[Start of COLLECTED MATERIAL]
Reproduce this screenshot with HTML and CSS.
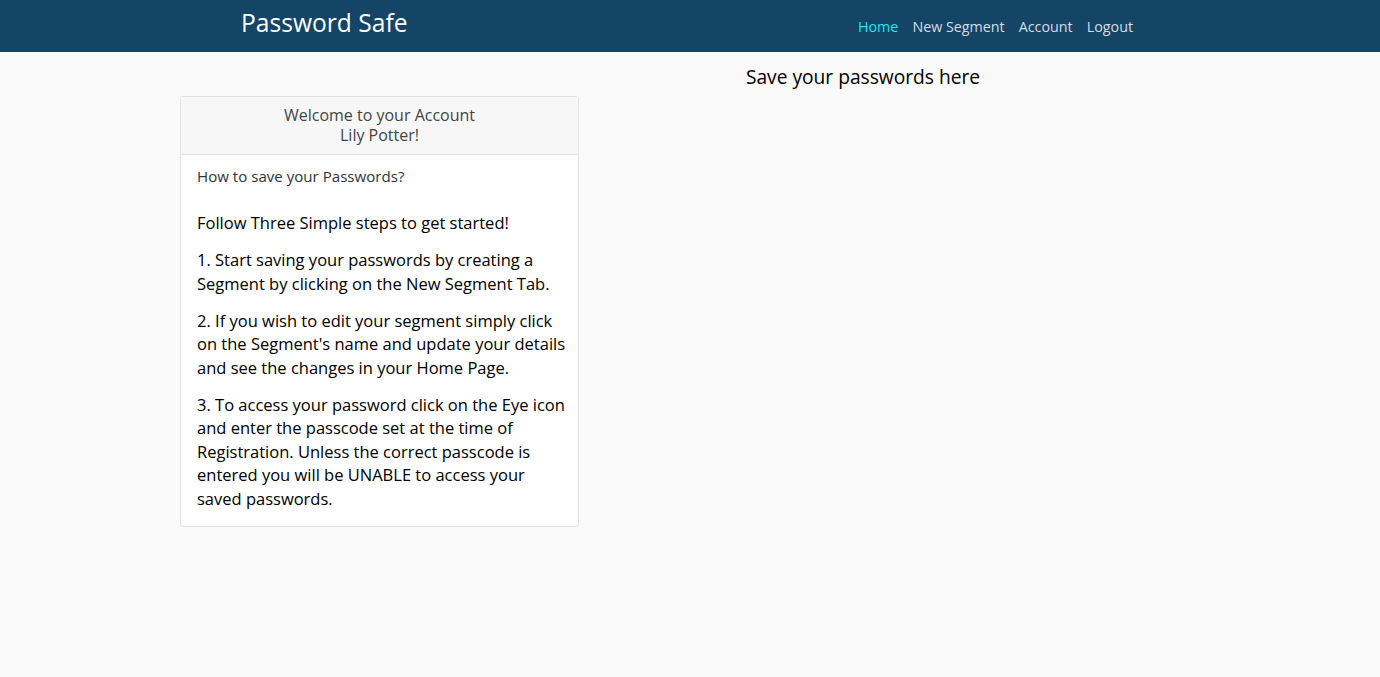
FILE: index.html
```html
<!DOCTYPE html>
<html lang="en">
<head>
<meta charset="utf-8">
<title>Password Safe</title>
<link rel="stylesheet" href="styles.css">
</head>
<body>
<header class="navbar">
  <div class="nav-inner">
    <a class="brand" href="#">Password Safe</a>
    <nav class="links">
      <a class="link active" href="#">Home</a>
      <a class="link" href="#">New Segment</a>
      <a class="link" href="#">Account</a>
      <a class="link" href="#">Logout</a>
    </nav>
  </div>
</header>
<main class="main">
  <section class="card">
    <div class="card-header">Welcome to your Account<br>Lily Potter!</div>
    <div class="card-body">
      <p class="howto">How to save your Passwords?</p>
      <p class="step">Follow Three Simple steps to get started!</p>
      <p class="step">1. Start saving your passwords by creating a<br>Segment by clicking on the New Segment Tab.</p>
      <p class="step">2. If you wish to edit your segment simply click<br>on the Segment's name and update your details<br>and see the changes in your Home Page.</p>
      <p class="step">3. To access your password click on the Eye icon<br>and enter the passcode set at the time of<br>Registration. Unless the correct passcode is<br>entered you will be UNABLE to access your<br>saved passwords.</p>
    </div>
  </section>
  <section class="saved">
    <h2 class="saved-title">Save your passwords here</h2>
  </section>
</main>
</body>
</html>
```
FILE: styles.css
```css
* { box-sizing: border-box; }
html, body { margin: 0; padding: 0; }
body {
  background: #f9f9f9;
  font-family: "Open Sans", "Noto Sans", sans-serif;
  color: #000;
}
.navbar {
  background: #144466;
  height: 52px;
}
.nav-inner {
  width: 898px;
  margin: 0 auto;
  height: 52px;
  display: flex;
  align-items: center;
  justify-content: space-between;
}
.brand {
  color: #fff;
  text-decoration: none;
  font-size: 24.6px;
  line-height: 30px;
  margin-top: -6px;
}
.links { display: flex; align-items: center; margin-top: 2px; margin-right: -1px; }
.link {
  color: #d6dde4;
  text-decoration: none;
  font-size: 14.3px;
  line-height: 22px;
  padding: 0 7px;
}
.link.active { color: #1ee6f3; }
.main {
  display: flex;
  align-items: flex-start;
  padding-left: 180px;
}
.card {
  width: 399px;
  margin-top: 44px;
  background: #fff;
  border: 1px solid #e2e2e2;
  border-radius: 3px;
}
.card-header {
  background: #f7f7f7;
  border-bottom: 1px solid #e2e2e2;
  text-align: center;
  color: #444;
  font-size: 16px;
  line-height: 20px;
  padding: 8px 16px 9px;
}
.card-body { padding: 11px 16px 16px; }
.howto {
  margin: 0 0 25px;
  font-size: 15.1px;
  line-height: 20px;
  color: #333;
}
.step {
  margin: 0 0 13.5px;
  font-size: 16.5px;
  line-height: 23.5px;
  white-space: nowrap;
}
.step:last-child { margin-bottom: 0; }
.saved {
  width: 568px;
  text-align: center;
}
.saved-title {
  margin: 13px 0 0;
  font-size: 19.2px;
  line-height: 24px;
  font-weight: 400;
}
```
[End of COLLECTED MATERIAL]
> **REQUIRED WORK**: Reproduce the material word for word, minus the images.

> **OUTPUT FOR THIS TASK**:
Reproduce this screenshot with HTML and CSS.
FILE: index.html
```html
<!DOCTYPE html>
<html lang="en">
<head>
<meta charset="utf-8">
<title>Password Safe</title>
<link rel="stylesheet" href="styles.css">
</head>
<body>
<header class="navbar">
  <div class="nav-inner">
    <a class="brand" href="#">Password Safe</a>
    <nav class="links">
      <a class="link active" href="#">Home</a>
      <a class="link" href="#">New Segment</a>
      <a class="link" href="#">Account</a>
      <a class="link" href="#">Logout</a>
    </nav>
  </div>
</header>
<main class="main">
  <section class="card">
    <div class="card-header">Welcome to your Account<br>Lily Potter!</div>
    <div class="card-body">
      <p class="howto">How to save your Passwords?</p>
      <p class="step">Follow Three Simple steps to get started!</p>
      <p class="step">1. Start saving your passwords by creating a<br>Segment by clicking on the New Segment Tab.</p>
      <p class="step">2. If you wish to edit your segment simply click<br>on the Segment's name and update your details<br>and see the changes in your Home Page.</p>
      <p class="step">3. To access your password click on the Eye icon<br>and enter the passcode set at the time of<br>Registration. Unless the correct passcode is<br>entered you will be UNABLE to access your<br>saved passwords.</p>
    </div>
  </section>
  <section class="saved">
    <h2 class="saved-title">Save your passwords here</h2>
  </section>
</main>
</body>
</html>
```
FILE: styles.css
```css
* { box-sizing: border-box; }
html, body { margin: 0; padding: 0; }
body {
  background: #f9f9f9;
  font-family: "Open Sans", "Noto Sans", sans-serif;
  color: #000;
}
.navbar {
  background: #144466;
  height: 52px;
}
.nav-inner {
  width: 898px;
  margin: 0 auto;
  height: 52px;
  display: flex;
  align-items: center;
  justify-content: space-between;
}
.brand {
  color: #fff;
  text-decoration: none;
  font-size: 24.6px;
  line-height: 30px;
  margin-top: -6px;
}
.links { display: flex; align-items: center; margin-top: 2px; margin-right: -1px; }
.link {
  color: #d6dde4;
  text-decoration: none;
  font-size: 14.3px;
  line-height: 22px;
  padding: 0 7px;
}
.link.active { color: #1ee6f3; }
.main {
  display: flex;
  align-items: flex-start;
  padding-left: 180px;
}
.card {
  width: 399px;
  margin-top: 44px;
  background: #fff;
  border: 1px solid #e2e2e2;
  border-radius: 3px;
}
.card-header {
  background: #f7f7f7;
  border-bottom: 1px solid #e2e2e2;
  text-align: center;
  color: #444;
  font-size: 16px;
  line-height: 20px;
  padding: 8px 16px 9px;
}
.card-body { padding: 11px 16px 16px; }
.howto {
  margin: 0 0 25px;
  font-size: 15.1px;
  line-height: 20px;
  color: #333;
}
.step {
  margin: 0 0 13.5px;
  font-size: 16.5px;
  line-height: 23.5px;
  white-space: nowrap;
}
.step:last-child { margin-bottom: 0; }
.saved {
  width: 568px;
  text-align: center;
}
.saved-title {
  margin: 13px 0 0;
  font-size: 19.2px;
  line-height: 24px;
  font-weight: 400;
}
```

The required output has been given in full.